Die Benotung von Studenten ist ja nicht absolut, sondern sie soll statistisch korrekt sein. Das bedeutet die Mittelnote muss um 2,5 schwanken und die Verteilung eine Normalverteilung sein, also mit den meisten Studenten bei 2,5 und den wenigsten bei 4 und 1. Gibt es nun immer mehr „Roberts“, also Studenten, die gerade so viel tun um durchzukommen, dann wird dies das Niveau konstant senken.

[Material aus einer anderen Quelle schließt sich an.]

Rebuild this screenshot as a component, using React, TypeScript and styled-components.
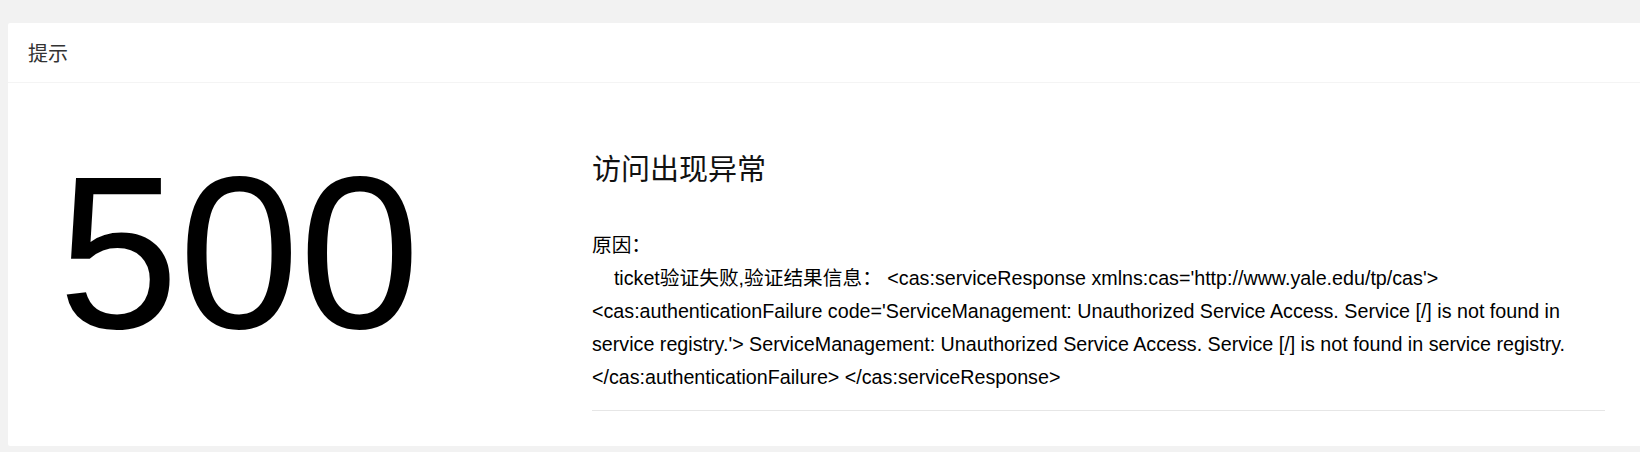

Wenn man eine Klausur über Themen die sich im Laufe der Jahrzehnte kaum ändern – nehmen wir mal die Grundlagen in Naturwissenschaftlichen Fächern, die meist schon etwas älter sind – immer in der gleichen Form schreibt, dann müssten die Studenten also immer schlechter werden. Da aber der Durchschnitt immer gleich bleiben muss senkt man die Anforderungen ab. Und das genau ist der Effekt der Roberts auf die Ausbildung: Das Niveau sinkt.

Wie dem entgegentreten? Nun viele Unis selektieren die Studenten vor dem Studium aus. Es ist also eine Eingangsprüfung vorgeschaltet. Das zweite ist, dass wenn das Studium im Niveau immer weiter sinkt, das früher „normale“ Niveau nun eben zur „Elite“ mutiert. Der Begriff ist ja bei uns negativ besetzt. Aber das greife ich mal in einem anderen Blog auf. Vielleicht wird es an der Zeit einfach den Begriff auszuwechseln, also anstatt Elite eben „Premium“ oder „Professional“. Am System wird man nichts ändern können, da ja politisch gewollt ist, das möglichst viele ein Studium aufnehmen. Der Anteil der Hochschulabsolventen soll möglichst hoch sein. er soll ja in Deutschland geringer als in anderen Industrieländern sein. Vielleicht ist es auch ehrlicher eine Zweiklassengesellschaft aufzubauen. Eine für die „Susans“ mit einem Masterabschluss und festen Kriterien die sich nicht ändern, eben der klassischen Hochschulausbildung mit einem qualifizierten Abschluss und die eben auch zulassen, dass die Roberts, die sie nicht erfüllen in den ersten Semestern ausgesiebt werden, so wie ich das noch von meinem ersten Studium kenne. Und eben die Bachelors für die Roberts, als kostengünstiger Ersatz für die Industrie die keine Techniker selbst ausbilden will.